院長先生のブログ
long COVIDの病態 -その他⑯-
SARS-Cov-2感染によって、急性期に心血管系疾患の発生頻度が大きく増えることはかねてから指摘されていますが、long COVIDでも血液中に微小血栓のもととなる単球と血小板の凝集塊が出来て、これが血液中の補体系の異常によるものであることが報告されています(Science. 2024 Jan19;383(6680):eadg7942.)。
Persistent complement dysregulation with signs of thromboinflammation in active Long Covid | Science
COVID-19罹患者113人を初回感染後1年間追跡調査し、long COVIDに関連するバイオマーカーを同定した研究です。
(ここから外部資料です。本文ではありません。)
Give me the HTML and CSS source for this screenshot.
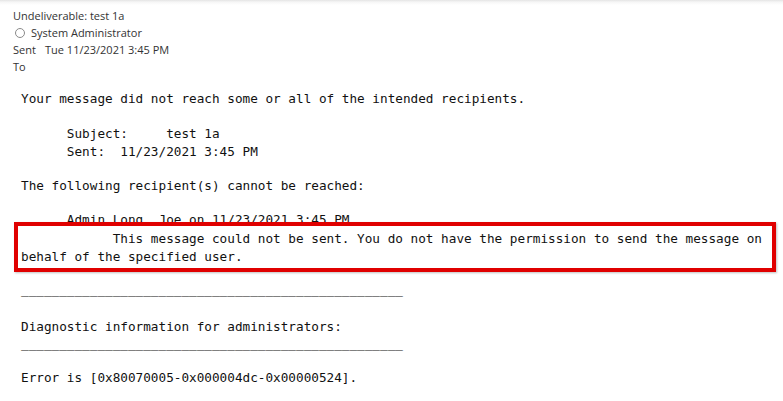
FILE: index.html
```
<!DOCTYPE html>
<html lang="en">
<head>
<meta charset="utf-8">
<title>Undeliverable: test 1a</title>
<link rel="stylesheet" href="styles.css">
</head>
<body>
<div class="page">
  <header class="hdr">
    <div class="hdr-subject">Undeliverable: test 1a</div>
    <div class="hdr-from"><span class="presence"></span>System Administrator</div>
    <div class="hdr-sent"><span class="hdr-label">Sent</span>Tue 11/23/2021 3:45 PM</div>
    <div class="hdr-to">To</div>
  </header>
  <main class="msg">
    <div class="ln intro">Your message did not reach some or all of the intended recipients.</div>
    <div class="ln details">      Subject:     test 1a</div>
    <div class="ln">      Sent:  11/23/2021 3:45 PM</div>
    <div class="ln following">The following recipient(s) cannot be reached:</div>
    <div class="ln recipient">      Admin Long, Joe on 11/23/2021 3:45 PM</div>
    <div class="callout"><div class="ln">            This message could not be sent. You do not have the permission to send the message on</div><div class="ln">behalf of the specified user.</div></div>
    <div class="ln rule1">__________________________________________________</div>
    <div class="ln diag">Diagnostic information for administrators:</div>
    <div class="ln rule2">__________________________________________________</div>
    <div class="ln error">Error is [0x80070005-0x000004dc-0x00000524].</div>
  </main>
</div>
</body>
</html>
```
FILE: styles.css
```
html, body {
  margin: 0;
  padding: 0;
  background: #ffffff;
}
.page {
  width: 783px;
  height: 401px;
  overflow: hidden;
  background: linear-gradient(to bottom, #e4e4e4 0px, #f6f6f6 2px, #ffffff 5px);
}
.hdr {
  padding: 7px 0 0 13px;
  font-family: "Open Sans", "Noto Sans", sans-serif;
  font-size: 11px;
  line-height: 17px;
  color: #333333;
}
.hdr-from {
  display: flex;
  align-items: center;
}
.presence {
  width: 8px;
  height: 8px;
  border: 1px solid #8a8a8a;
  border-radius: 50%;
  margin: 0 6px 0 2px;
  box-sizing: content-box;
}
.hdr-label {
  display: inline-block;
  width: 32px;
}
.msg {
  padding: 15px 0 0 21px;
  font-family: "DejaVu Sans Mono", "Liberation Mono", monospace;
  font-size: 12.7px;
  line-height: 18px;
  color: #111111;
}
.ln {
  white-space: pre;
}
.details { margin-top: 17px; }
.following { margin-top: 16px; }
.recipient { margin-top: 16px; }
.callout {
  position: relative;
  margin: -7px 0 0 -7px;
  width: 762px;
  box-sizing: border-box;
  border: 4px solid #e00000;
  padding: 4px 0 2px 3px;
  background: #ffffff;
  box-shadow: 1px 1px 2px rgba(0, 0, 0, 0.25);
}
.rule1 { margin-top: 9px; }
.diag { margin-top: 19px; }
.rule2 { margin-top: -1px; }
.error { margin-top: 16px; }
```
6ヵ月後の追跡調査では、40人の患者がlong COVIDの状態でした。
プロテオミクスにより、血清中の6500以上のタンパク質を測定した結果、long COVID患者は急性期に補体の活性が亢進し、6ヵ月後の追跡調査でもそれが持続していましたが、回復したlong COVID患者で補体レベルは正常化していました(補体系は感染に対抗したり,感染し傷害した細胞を除去する作用がある)。
補体系の活性化の結果、補体C5b-C9からなる終末補体複合体(TCC)が形成され細胞膜に結合し、細胞溶解を引き起こす。これを反映して、C5bC6複合体は増加、C7を含むTCCは細胞膜に取り込まれて減少、TCCにより細胞膜が損傷する(このため血管内皮障害マーカーvWF↑,赤血球溶解マーカーHeme↑)。また、C5活性化のためのトロンビン高値となるため、これを抑制するアンチトロンビンIIIが消費され、血小板が刺激されるため血小板活性化マーカー:トロンボスポンジン1と血小板・単球凝集体が増加した。
さらに、抗CMVおよび抗EBV IgG抗体レベルの上昇と関連していました。
以上よりlong COVIDは、補体活性化、血管内皮障害、血小板活性化、ウイルス再活性化といった特徴を示すことが分かりました。
COVID-19に関してはまだまだ解明されていない部分が多そうです。